KING LEAR ActorsNET program cover
This Canadian television cult hit about the trials and tribulations of a Shakespeare festival very similar to the Stratford Shakespeare Festival devoted their third season to a production of King Lear - the cap to their tragic trilogy of Hamlet (Season 1) - Macbeth (Season 2) - and King Lear (Season 3). In it the somewhat mad artistic director Geoffrey Tennet played by Paul Gross drafts an old mentor to portray his King Lear. The late William Hutt as the veteran stage actor Charles Kingman (the play on words is obvious) plays the eponymous monarch and describes his take on Lear as "the story of a man who loses his mind, but finds his heart."
In episode two, as a theater exercise for the beginning of the rehearsal process, Charles tells the story of King Lear in his own words:
"Once, there was an old king. Who, after many years of reign, realized he was at the end of his life.
The King announced that he was going to divide up the kingdom amongst his daughters: Regan, Goneril, and his favorite, Cordelia. But first, he had a question for them. 'Which of you shall we say doest love us most?'
So Cordelia has a choice. Does she flatter him, like her sisters, or does she risk everything, and tell her father the truth?

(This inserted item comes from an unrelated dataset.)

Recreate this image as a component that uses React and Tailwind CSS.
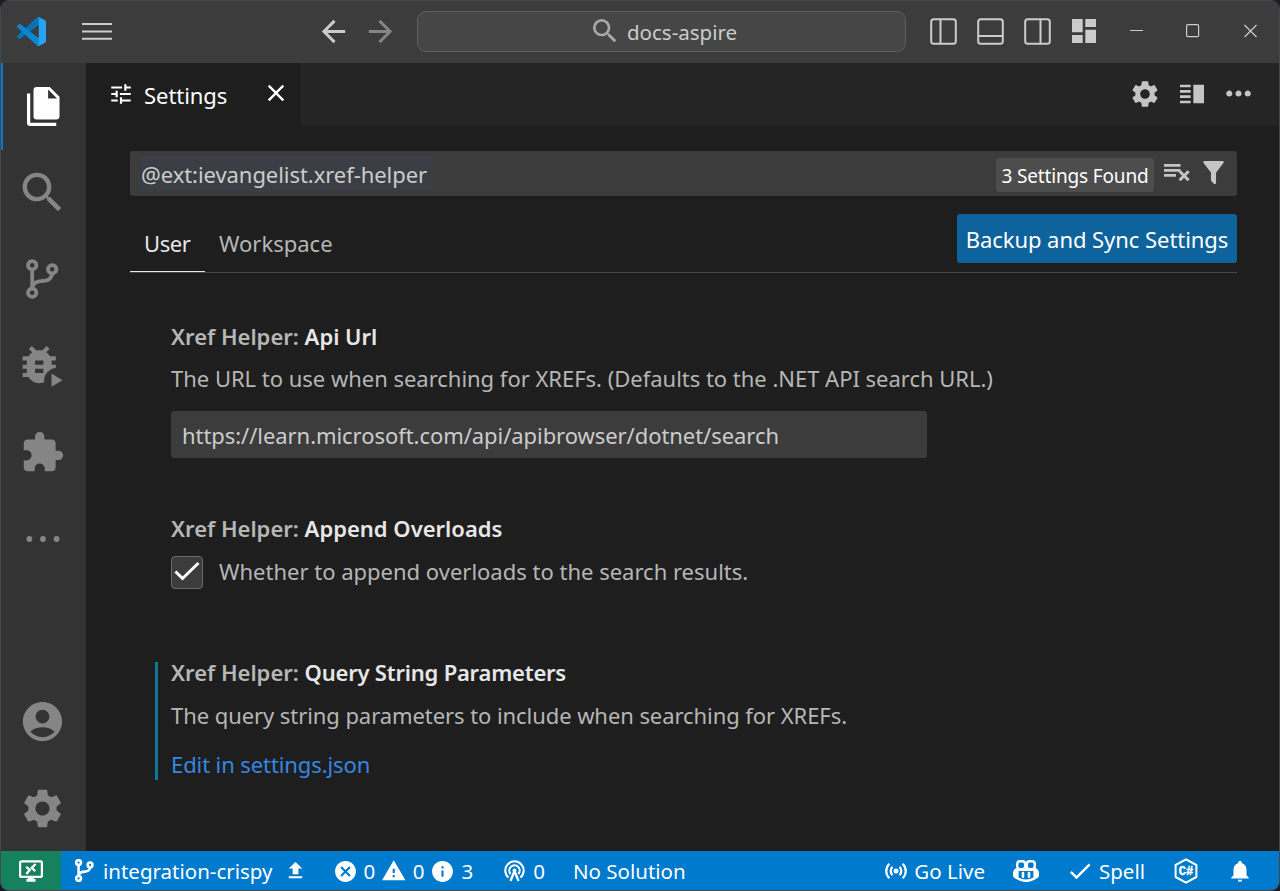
import {
  MdArrowBack, MdArrowForward, MdSearch, MdDashboard, MdSettings, MdVerticalSplit,
  MdMoreHoriz, MdTune, MdClose, MdExtension, MdAccountCircle, MdUpload, MdCancel,
  MdWarning, MdInfo, MdCheck, MdNotifications,
} from "react-icons/md";

const VSCodeLogo = () => (
  <svg viewBox="0 0 100 100" className="size-[29px] shrink-0">
    <path fill="#0273b8" d="M96.46 10.8 75.86.88a6.23 6.23 0 0 0-7.11 1.2L1.3 63.58a4.17 4.17 0 0 0 0 6.17l5.51 5a4.17 4.17 0 0 0 5.32.24l81.23-61.62A4.14 4.14 0 0 1 100 16.67v-.24a6.25 6.25 0 0 0-3.54-5.63z" />
    <path fill="#0a86d3" d="M96.46 89.2 75.86 99.12a6.23 6.23 0 0 1-7.11-1.2L1.3 36.42a4.17 4.17 0 0 1 0-6.17l5.51-5a4.17 4.17 0 0 1 5.32-.24l81.23 61.62A4.14 4.14 0 0 0 100 83.33v.24a6.25 6.25 0 0 1-3.54 5.63z" />
    <path fill="#27a3f3" d="M75.86 99.13a6.23 6.23 0 0 1-7.11-1.21c2.3 2.3 6.25.67 6.25-2.59V4.67c0-3.26-3.94-4.9-6.25-2.59a6.23 6.23 0 0 1 7.11-1.21l20.6 9.91a6.25 6.25 0 0 1 3.54 5.63v67.18a6.25 6.25 0 0 1-3.54 5.63z" />
  </svg>
);

const MenuIcon = () => (
  <svg viewBox="0 0 30 18" className="h-[18px] w-[30px] shrink-0" stroke="#cccccc" strokeWidth="2">
    <path d="M0 2h30M0 9.4h30M0 16.8h30" />
  </svg>
);

const PanelIcon = ({ d }) => (
  <svg viewBox="0 0 27 27" className="size-[27px] shrink-0" fill="none" stroke="#cccccc" strokeWidth="2">
    <rect x="1.2" y="1.2" width="24.6" height="24.6" rx="2.5" />
    <path d={d} />
  </svg>
);

const FilesIcon = () => (
  <svg viewBox="4 0 20 24" className="h-[39px] w-[32.5px]" fill="#ffffff">
    <path d="M17 7h5.5L17 1.5V7M10 0h8l6 6v12a2 2 0 0 1-2 2H10a2 2 0 0 1-2-2V2a2 2 0 0 1 2-2z" />
    <path d="M4 4v18a2 2 0 0 0 2 2h16v-2H6V4z" />
  </svg>
);

const BranchIcon = ({ className, strokeWidth = 3.8 }) => (
  <svg viewBox="0 0 33 40" className={className} fill="none" stroke="currentColor" strokeWidth={strokeWidth}>
    <circle cx="6.2" cy="6.3" r="4.2" />
    <circle cx="26.2" cy="10.3" r="4.2" />
    <circle cx="6.2" cy="33.7" r="4.2" />
    <path d="M6.2 10.5v19M26.2 14.5c-.6 4.6-3.6 7-8 7.4-6 .5-10.400.6-12 6.400" />
  </svg>
);

const BugIcon = () => (
  <svg viewBox="0 0 41 42" className="h-[42px] w-[41px]" fill="currentColor">
    <mask id="bug-cut">
      <rect width="41" height="42" fill="#fff" />
      <circle cx="35" cy="36" r="13" fill="#000" />
    </mask>
    <g mask="url(#bug-cut)">
      <path transform="translate(-7.6 -5.2) scale(2.07)" d="M20 8h-2.81c-.45-.78-1.07-1.45-1.82-1.96L17 4.41 15.59 3l-2.17 2.17C12.96 5.06 12.49 5 12 5c-.49 0-.96.06-1.41.17L8.41 3 7 4.41l1.62 1.63C7.88 6.55 7.26 7.22 6.81 8H4v2h2.09c-.05.33-.09.66-.09 1v1H4v2h2v1c0 .34.04.67.09 1H4v2h2.81c1.04 1.79 2.97 3 5.19 3s4.15-1.21 5.19-3H20v-2h-2.09c.05-.33.09-.66.09-1v-1h2v-2h-2v-1c0-.34-.04-.67-.09-1H20V8zm-6 8h-4v-2h4v2zm0-4h-4v-2h4v2z" />
    </g>
    <path d="M29.5 28.5v13.3l11-6.6z" />
  </svg>
);

const DotsIcon = () => (
  <svg viewBox="0 0 34 6" className="h-1.5 w-[34px]" fill="currentColor">
    <circle cx="3.4" cy="3" r="2.9" /><circle cx="17" cy="3" r="2.9" /><circle cx="30.6" cy="3" r="2.9" />
  </svg>
);

const ClearIcon = () => (
  <svg viewBox="0 0 26 18" className="h-[18px] w-[26px]" fill="none" stroke="#c5c5c5">
    <path d="M0 1.4h16.5M0 6.4h16.5M0 11.4h12" strokeWidth="2.8" />
    <path d="m15.6 7.2 9 9M24.6 7.2l-9 9" strokeWidth="3" />
  </svg>
);

const FunnelIcon = () => (
  <svg viewBox="4 3 16 18" className="h-[23px] w-[21px]" fill="#c5c5c5">
    <path d="M14 12v7.88c.04.3-.06.62-.29.83a1 1 0 0 1-1.41 0l-2.01-2.01a1 1 0 0 1-.29-.83V12h-.03L4.21 4.62a1 1 0 0 1 .17-1.4c.19-.14.4-.22.62-.22h14c.22 0 .43.08.62.22a1 1 0 0 1 .17 1.4L14.03 12z" />
  </svg>
);

const RemoteIcon = () => (
  <svg viewBox="0 0 24 22" className="h-[22px] w-6" fill="none" stroke="#ffffff">
    <rect x="1.1" y="1.3" width="21.8" height="15.6" rx="1.5" strokeWidth="2.2" />
    <path d="M7.5 20.4h9" strokeWidth="2.6" />
    <path d="M12 17v3" strokeWidth="6" />
    <path d="m7.2 6.800 3.600 3-3.400 4.200M16.600 4l-3.800 3.700 3.400 3.400" strokeWidth="2.300" />
  </svg>
);

const TowerIcon = () => (
  <svg viewBox="0 0 21 22" className="h-[22px] w-[21px]" fill="none" stroke="currentColor" strokeWidth="2">
    <path d="M4.600 17.600A9.200 9.200 0 1 1 16.400 17.600" />
    <path d="M6.600 14A5.200 5.200 0 1 1 14.400 14" />
    <circle cx="10.5" cy="10.4" r="2" fill="currentColor" stroke="none" />
    <path d="m10.500 11-4 10M10.500 11l4 10" strokeWidth="2.300" />
  </svg>
);

const BroadcastIcon = () => (
  <svg viewBox="0 0 22 18" className="h-[18px] w-[22px]" fill="none" stroke="currentColor" strokeWidth="2.2">
    <circle cx="11" cy="9" r="2.500" fill="currentColor" stroke="none" />
    <path d="M7.5 4.9a5.6 5.6 0 0 0 0 8.2M14.5 4.9a5.6 5.6 0 0 1 0 8.2M4.4 1.7a10 10 0 0 0 0 14.6M17.6 1.7a10 10 0 0 1 0 14.6" />
  </svg>
);

const CopilotIcon = () => (
  <svg viewBox="0 0 26 22" className="h-[22px] w-[26px]" fill="none" stroke="currentColor">
    <rect x="4.200" y="1.300" width="8" height="7.800" rx="2.800" strokeWidth="2.400" />
    <rect x="13.800" y="1.300" width="8" height="7.800" rx="2.800" strokeWidth="2.400" />
    <path
      fill="currentColor" stroke="none" fillRule="evenodd"
      d="M3 8.200h20c1.800 1 3 2.600 3 4.600v2.400c0 1.200-.6 2-1.600 2.700C21.500 20 17.500 22 13 22S4.500 20 1.600 17.900C.6 17.200 0 16.400 0 15.200v-2.400c0-2 1.200-3.600 3-4.600zM5.600 11v6.600c2.200 1.200 4.800 1.900 7.400 1.900s5.200-.7 7.400-1.900V11z"
    />
    <path d="M10 13v3.800M16 13v3.800" strokeWidth="2.600" strokeLinecap="round" />
  </svg>
);

const CSharpIcon = () => (
  <svg viewBox="0 0 24 26" className="h-[26px] w-6" fill="none">
    <path d="M12 1.4 22.4 7v12L12 24.6 1.600 19V7z" stroke="#ffffff" strokeWidth="2" strokeLinejoin="round" />
    <text x="12" y="17" textAnchor="middle" fill="#ffffff" stroke="#ffffff" strokeWidth=".4" className="font-['Liberation_Mono'] text-[12px] font-bold">C#</text>
  </svg>
);

const ActivityItem = ({ active, children }) => (
  <div className={active ? "flex h-[86.500px] items-center justify-center border-l-2 border-[#0078d4] pr-[2px] text-white" : "flex h-[86.500px] items-center justify-center pr-[1.500px] text-[#858585]"}>
    {children}
  </div>
);

const SettingTitle = ({ children, className }) => (
  <h3 className={`font-semibold whitespace-nowrap text-[#b6b6b6] ${className}`}>
    Xref Helper: <span className="text-[#e7e7e7]">{children}</span>
  </h3>
);

function TitleBar() {
  return (
    <header className="flex h-[62px] shrink-0 items-center bg-[#3c3c3c] pb-[2px] pl-4 text-[20.5px] text-[#cccccc]">
      <VSCodeLogo />
      <div className="ml-9"><MenuIcon /></div>
      <div className="ml-[204px] flex w-[82px] items-center justify-between">
        <MdArrowBack size={35} />
        <MdArrowForward size={35} className="text-[#858585]" />
      </div>
      <div className="ml-[19px] flex h-[41px] w-[489px] items-center rounded-[9px] border border-[#5f5f5f] bg-[#464646] pl-[171px]">
        <MdSearch size={32} className="text-[#a9a9a9]" />
        <span className="mt-[2px] ml-[6px] leading-[30px] whitespace-nowrap">docs-aspire</span>
      </div>
      <div className="ml-6 flex items-center gap-5">
        <PanelIcon d="M10.5 1v25" />
        <PanelIcon d="M1 18h25" />
        <PanelIcon d="M16.5 1v25" />
      </div>
      <MdDashboard size={32} className="ml-[17px]" />
      <svg viewBox="0 0 128 14" className="ml-[30px] h-3.5 w-32" fill="none" stroke="#cccccc" strokeWidth="1.2">
        <path d="M0 6.5h13M114.5 1l12 12M126.5 1l-12 12" />
        <rect x="56.6" y=".7" width="12" height="12" rx="1.2" />
      </svg>
    </header>
  );
}

function ActivityBar() {
  return (
    <nav className="flex w-[85px] shrink-0 flex-col justify-between bg-[#333333]">
      <div>
        <ActivityItem active><FilesIcon /></ActivityItem>
        <ActivityItem><MdSearch size={53} /></ActivityItem>
        <ActivityItem><BranchIcon className="h-10 w-[33px]" /></ActivityItem>
        <ActivityItem><BugIcon /></ActivityItem>
        <ActivityItem><MdExtension size={45} /></ActivityItem>
        <ActivityItem><DotsIcon /></ActivityItem>
      </div>
      <div>
        <ActivityItem><MdAccountCircle size={47} /></ActivityItem>
        <ActivityItem><MdSettings size={47} className="mt-[2px]" /></ActivityItem>
      </div>
    </nav>
  );
}

function EditorTabs() {
  return (
    <div className="flex h-[63px] items-center justify-between bg-[#252526]">
      <div className="flex h-full w-[215px] items-center bg-[#1e1e1e] pl-[22px] text-white">
        <MdTune size={26} className="mb-px" />
        <span className="ml-[10px] leading-[30px] tracking-[-0.050px]">Settings</span>
        <MdClose size={28} className="mb-1 ml-[35px]" />
      </div>
      <div className="flex items-center pr-[22px] pb-[2px] text-[#c5c5c5]">
        <MdSettings size={32} />
        <MdVerticalSplit size={32} className="ml-[15px]" />
        <MdMoreHoriz size={37} className="ml-3" />
      </div>
    </div>
  );
}

function SettingsEditor() {
  return (
    <div className="pt-[25px] pr-[42px] pl-11 leading-[30px] text-[#b6b6b6]">
      <div className="flex h-[45px] items-center rounded-[3px] bg-[#3c3c3c] pr-[13px] pl-[11px] text-[#cccccc]">
        <span className="h-[35px] w-[291px] bg-[#3b3f45] pt-px leading-[35px] tracking-[-0.060px] whitespace-nowrap">@ext:ievangelist.xref-helper</span>
        <span className="mt-[3px] ml-auto flex h-[34px] w-[158px] items-center justify-center rounded-[3px] bg-[#4d4d4d] pt-[2px] text-[19px] tracking-[-0.160px] whitespace-nowrap text-white">3 Settings Found</span>
        <div className="mb-px ml-[10px]"><ClearIcon /></div>
        <div className="mb-[2px] ml-[13px]"><FunnelIcon /></div>
      </div>

      <div className="flex h-[77px] items-start justify-between border-b border-[#474747]">
        <div className="flex h-full">
          <div className="-mb-px h-[76px] w-[75px] border-b border-[#e7e7e7] pt-[32px] pl-[14px] tracking-[-0.400px] text-[#e7e7e7]">User</div>
          <div className="pt-[32px] pl-[14px]">Workspace</div>
        </div>
        <button className="mt-[18px] h-[49px] w-[280px] rounded-[3px] bg-[#0e639c] tracking-[-0.050px] whitespace-nowrap text-white">Backup and Sync Settings</button>
      </div>

      <section className="mt-12 pl-[41px]">
        <SettingTitle>Api Url</SettingTitle>
        <p className="mt-3 tracking-[-0.020px] whitespace-nowrap">The URL to use when searching for XREFs. (Defaults to the .NET API search URL.)</p>
        <div className="mt-[18px] flex h-[47px] w-[756px] items-center rounded-[3px] bg-[#3c3c3c] pl-[11px] tracking-[-0.060px] text-[#cccccc]">https://learn.microsoft.com/api/apibrowser/dotnet/search</div>
      </section>

      <section className="mt-[55px] pl-[41px]">
        <SettingTitle>Append Overloads</SettingTitle>
        <div className="mt-[13px] flex h-[33px] items-center">
          <span className="flex h-[33px] w-8 items-center justify-center rounded-[4px] border border-[#6b6b6b] bg-[#3c3c3c] text-white">
            <svg viewBox="0 0 26 20" className="mb-1 h-5 w-[26px]" fill="none" stroke="currentColor" strokeWidth="3"><path d="m1.5 10.5 7 7L24.5 2" /></svg>
          </span>
          <span className="mb-[3px] ml-4 whitespace-nowrap">Whether to append overloads to the search results.</span>
        </div>
      </section>

      <section className="mt-[73px] ml-[25px] h-[118px] border-l-[3px] border-[#127898] pl-[13px]">
        <SettingTitle className="leading-[21px]"><span className="tracking-[-0.220px]">Query String Parameters</span></SettingTitle>
        <p className="mt-[17px] tracking-[-0.070px] whitespace-nowrap">The query string parameters to include when searching for XREFs.</p>
        <a className="mt-[19px] block tracking-[-0.100px] text-[#3587e2]">Edit in settings.json</a>
      </section>
    </div>
  );
}

function StatusBar() {
  return (
    <footer className="flex h-[39px] shrink-0 items-center bg-[#007acc] text-[20.5px] leading-[30px] whitespace-nowrap text-white">
      <div className="flex h-full w-[60px] items-center justify-center bg-[#16825d]"><RemoteIcon /></div>
      <BranchIcon className="ml-[14px] h-[23px] w-[19px]" strokeWidth={4.400} />
      <span className="ml-[9px]">integration-crispy</span>
      <MdUpload size={23} className="ml-[11px]" />
      <MdCancel size={25} className="mt-px ml-[26px]" />
      <span className="ml-[6px]">0</span>
      <MdWarning size={25.5} className="ml-[6px]" />
      <span className="ml-[6px]">0</span>
      <MdInfo size={25} className="mt-px ml-[6px]" />
      <span className="ml-[6px]">3</span>
      <div className="ml-[31px]"><TowerIcon /></div>
      <span className="ml-[8px]">0</span>
      <span className="ml-[28px]">No Solution</span>
      <div className="ml-auto flex items-center pr-[26px]">
        <BroadcastIcon />
        <span className="ml-[7px]">Go Live</span>
        <div className="ml-[28px]"><CopilotIcon /></div>
        <MdCheck size={28} className="ml-[27px]" />
        <span className="ml-[5px]">Spell</span>
        <div className="ml-[29px]"><CSharpIcon /></div>
        <MdNotifications size={26} className="ml-[29px]" />
      </div>
    </footer>
  );
}

export default function App() {
  return (
    <div className="h-[891px] w-[1280px] overflow-hidden bg-[#171d26]">
      <div className="flex h-full flex-col overflow-hidden rounded-[9px] border border-[#43484d] bg-[#1e1e1e] font-['Noto_Sans',sans-serif] text-[22px]">
        <TitleBar />
        <div className="flex min-h-0 flex-1">
          <ActivityBar />
          <main className="min-w-0 flex-1">
            <EditorTabs />
            <SettingsEditor />
          </main>
        </div>
        <StatusBar />
      </div>
    </div>
  );
}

His anger is boundless. He banishes Cordelia, he banishes the faithful Kent, and Goneril and Regan seize their opportunity.
They drive their father out of doors into a fierce thunderstorm, and there, on the heath, with his Fool and the disguised Kent begging him to take shelter, he rages against his daughter's ingratitude. He's gone mad.
The old man sleeps, and when he wakes, Cordelia is there, as if in a vision, and the king and his daughter embrace with tears of joy. They're sent to prison, but they're resigned, happy even, because they're together. And poor Cordelia is hanged. And as Lear cradles her dead body, his spirit finally breaks. And he dies."